The pro days, which Schottenheimer attended with McClay and new defensive coordinator Christian Parker, gave them a chance to meet the players on their turf. But it wasn’t just about the workouts.

“The dinners are the best, man,” Schottenheimer said. “You sit down there and you literally just get to dive into all things not football, and that’s what I’m about. What interests these guys? Are they games? Do they like to travel? Do they play golf? I think you’ve got to find out what makes these guys tick. Who influences them? Who are the people in their life that’s going to influence them? Because if we bring him into our family, our locker room, I got to get to know those people because that’s the biggest influence.”

Schottenheimer had some fun when picking up the tabs.
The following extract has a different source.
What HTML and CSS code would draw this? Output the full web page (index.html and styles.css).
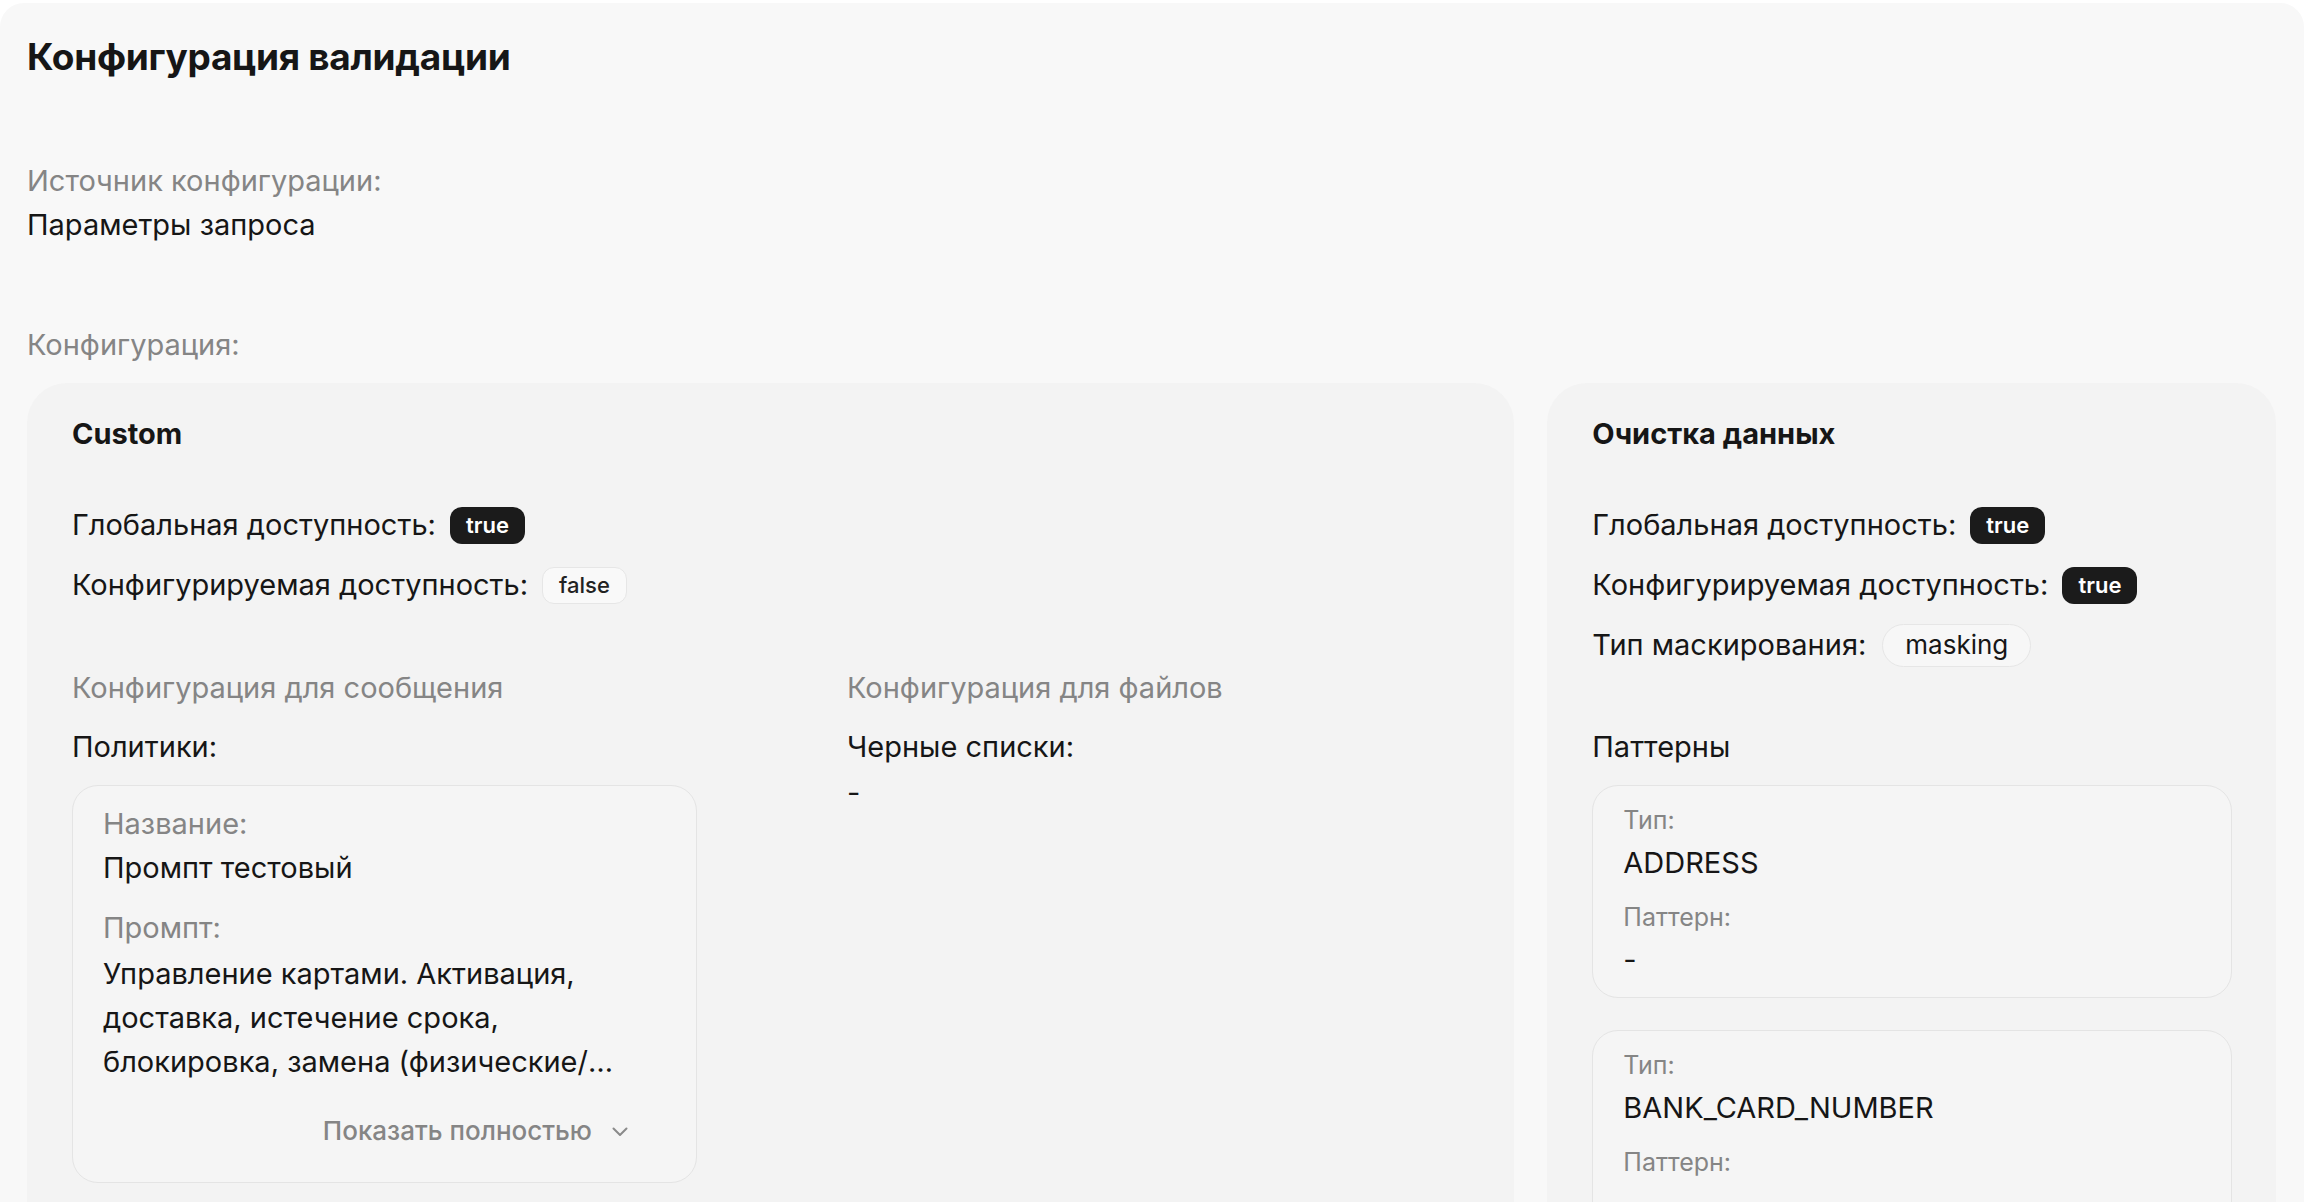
FILE: index.html
```html
<!DOCTYPE html>
<html lang="ru">
<head>
<meta charset="utf-8">
<title>Конфигурация валидации</title>
<link rel="stylesheet" href="styles.css">
</head>
<body>
<main class="panel">
  <h1 class="title">Конфигурация валидации</h1>

  <section class="field source">
    <div class="label">Источник конфигурации:</div>
    <div class="value">Параметры запроса</div>
  </section>

  <section class="field config">
    <div class="label">Конфигурация:</div>
    <div class="cards">
      <article class="card card-custom">
        <h2 class="card-title">Custom</h2>
        <div class="props">
          <div class="prop"><span>Глобальная доступность:</span><span class="badge badge-on">true</span></div>
          <div class="prop"><span>Конфигурируемая доступность:</span><span class="badge badge-off">false</span></div>
        </div>
        <div class="columns">
          <div class="col">
            <div class="sub">Конфигурация для сообщения</div>
            <div class="col-label">Политики:</div>
            <div class="item policy">
              <div class="item-label">Название:</div>
              <div class="item-value">Промпт тестовый</div>
              <div class="item-label gap">Промпт:</div>
              <div class="item-value clamp">Управление картами. Активация, доставка, истечение срока, блокировка, замена (физические/виртуальные), перевыпуск и закрытие карт.</div>
              <div class="more"><span>Показать полностью</span>
                <svg class="chev" viewBox="0 0 16 10" width="16" height="10"><path d="M1.5 1.5 L8 8 L14.5 1.5" fill="none" stroke="#8a8a8a" stroke-width="2" stroke-linecap="round" stroke-linejoin="round"/></svg>
              </div>
            </div>
          </div>
          <div class="col">
            <div class="sub">Конфигурация для файлов</div>
            <div class="col-label">Черные списки:</div>
            <div class="dash">-</div>
          </div>
        </div>
      </article>

      <article class="card card-clean">
        <h2 class="card-title">Очистка данных</h2>
        <div class="props">
          <div class="prop"><span>Глобальная доступность:</span><span class="badge badge-on">true</span></div>
          <div class="prop"><span>Конфигурируемая доступность:</span><span class="badge badge-on">true</span></div>
          <div class="prop"><span>Тип маскирования:</span><span class="pill">masking</span></div>
        </div>
        <div class="col-label patterns">Паттерны</div>
        <div class="item pattern">
          <div class="p-label">Тип:</div>
          <div class="p-value">ADDRESS</div>
          <div class="p-label gap2">Паттерн:</div>
          <div class="p-value">-</div>
        </div>
        <div class="item pattern">
          <div class="p-label">Тип:</div>
          <div class="p-value">BANK_CARD_NUMBER</div>
          <div class="p-label gap2">Паттерн:</div>
          <div class="p-value">-</div>
        </div>
      </article>
    </div>
  </section>
</main>
</body>
</html>
```
FILE: styles.css
```css
* { box-sizing: border-box; }
html, body { margin: 0; padding: 0; background: #ffffff; }
body {
  font-family: "Inter", "Noto Sans", sans-serif;
  color: #161616;
  overflow: hidden;
}
.panel {
  margin-top: 3px;
  width: 2304px;
  height: 1199px;
  background: #f8f8f8;
  border-radius: 24px 24px 0 0;
  padding: 31px 28px 0 27px;
}
.title {
  margin: 0;
  font-size: 37px;
  line-height: 46px;
  font-weight: 700;
  letter-spacing: -0.3px;
}
.field { margin-top: 79px; }
.field.config { margin-top: 76px; }
.label {
  font-size: 29px;
  line-height: 44px;
  color: #858585;
}
.value {
  font-size: 29px;
  line-height: 44px;
}
.cards {
  margin-top: 16px;
  display: flex;
  gap: 33px;
  align-items: flex-start;
}
.card {
  background: #f3f3f3;
  border-radius: 40px;
  padding: 31px 44px 60px 45px;
}
.card-custom { width: 1488px; }
.card-clean { width: 729px; }
.card-title {
  margin: 0;
  font-size: 29px;
  line-height: 40px;
  font-weight: 700;
}
.props {
  margin-top: 51px;
  display: flex;
  flex-direction: column;
  gap: 20px;
}
.prop {
  display: flex;
  align-items: center;
  gap: 14px;
  font-size: 29px;
  line-height: 40px;
}
.badge {
  display: inline-flex;
  align-items: center;
  justify-content: center;
  height: 37px;
  padding: 0 16px;
  border-radius: 12px;
  font-size: 22px;
  font-weight: 600;
}
.badge-on { background: #1b1b1b; color: #fff; }
.badge-off {
  background: #f9f9f9;
  border: 1.5px solid #e6e6e6;
  color: #222;
  font-weight: 500;
}
.pill {
  display: inline-flex;
  align-items: center;
  height: 43px;
  margin: -3px 0 -3px 2px;
  padding: 0 22px;
  border-radius: 22px;
  border: 1.5px solid #e6e6e6;
  background: #f7f7f7;
  font-size: 26px;
}
.columns {
  margin-top: 61px;
  display: grid;
  grid-template-columns: 625px 1fr;
  column-gap: 150px;
}
.sub {
  font-size: 29px;
  line-height: 44px;
  color: #858585;
}
.col-label {
  margin-top: 15px;
  font-size: 29px;
  line-height: 44px;
}
.col-label.patterns { margin-top: 60px; }
.dash { font-size: 29px; line-height: 44px; margin-top: 2px; }
.item {
  border: 1.5px solid #e4e4e4;
  border-radius: 26px;
  background: #f5f5f5;
}
.policy {
  margin-top: 16px;
  padding: 16px 30px 31px 30px;
}
.item-label {
  font-size: 29px;
  line-height: 44px;
  color: #858585;
}
.item-label.gap { margin-top: 16px; }
.item-value {
  font-size: 29px;
  line-height: 44px;
}
.clamp {
  margin-top: 2px;
  display: -webkit-box;
  -webkit-box-orient: vertical;
  -webkit-line-clamp: 3;
  overflow: hidden;
}
.more {
  margin-top: 27px;
  display: flex;
  justify-content: flex-end;
  align-items: center;
  gap: 20px;
  padding-right: 38px;
  font-size: 26px;
  line-height: 40px;
  color: #858585;
  font-weight: 500;
}
.chev { display: block; margin-top: 2px; }
.pattern {
  margin-top: 16px;
  padding: 16px 30px 15px 30px;
}
.pattern + .pattern { margin-top: 32px; }
.p-label {
  font-size: 25px;
  line-height: 36px;
  color: #858585;
}
.p-label.gap2 { margin-top: 14px; }
.p-value {
  font-size: 29px;
  line-height: 44px;
  margin-top: 3px;
}
```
He paid for the first two dinners in Miami and Austin, Texas. In College Station, Texas, Schottenheimer said there were about 15 people at dinner at Casa Mangiare.

“I made Will McClay get that bill,” Schottenheimer said jokingly. “Strategically, I bought the first two and the last one. I wanted Will to have to get that bill.”

The Cowboys did not draft a player from the schools Schottenheimer visited last year and might not draft one from where he went this year. One school he could have visited but didn’t was Ohio State because the Cowboys had their top prospects, linebacker Arvell Reese and safeties Sonny Styles and Caleb Downs, at The Star among their 30 national visits.

“I don’t think that pro days, seeing these guys do football drills in shorts, really pushes the needle,” Schottenheimer said. “I would rather spend the time talking to them, watching the film in my office, in Dallas, getting to know them on a deeper level than watching them win the underwear Olympics. Sometimes, you get fooled by that. I know I have.”

With two first-round picks for the first time since 2008 and two top-20 picks for the first time since 2005, the Cowboys have a lot of pressure to get it right, especially on defense after they allowed a franchise-record 511 points in 2025.

Schottenheimer is doing what he can to make sure that type of defensive season does not happen in 2026.

“He’s like a budding spring flower,” Jerry Jones said. “He’s just … you can just feel him. You can feel him growing and you can feel him growing with his relationship with everybody, staff, and so you would expect that. At his age and with his depth of background, experience of where he came from, you would expect him to be like a young child.

“Every time you line them up and put them against the wall, you put a quarter inch on them as you measure them going up. That’s the way I look at how he’s doing.”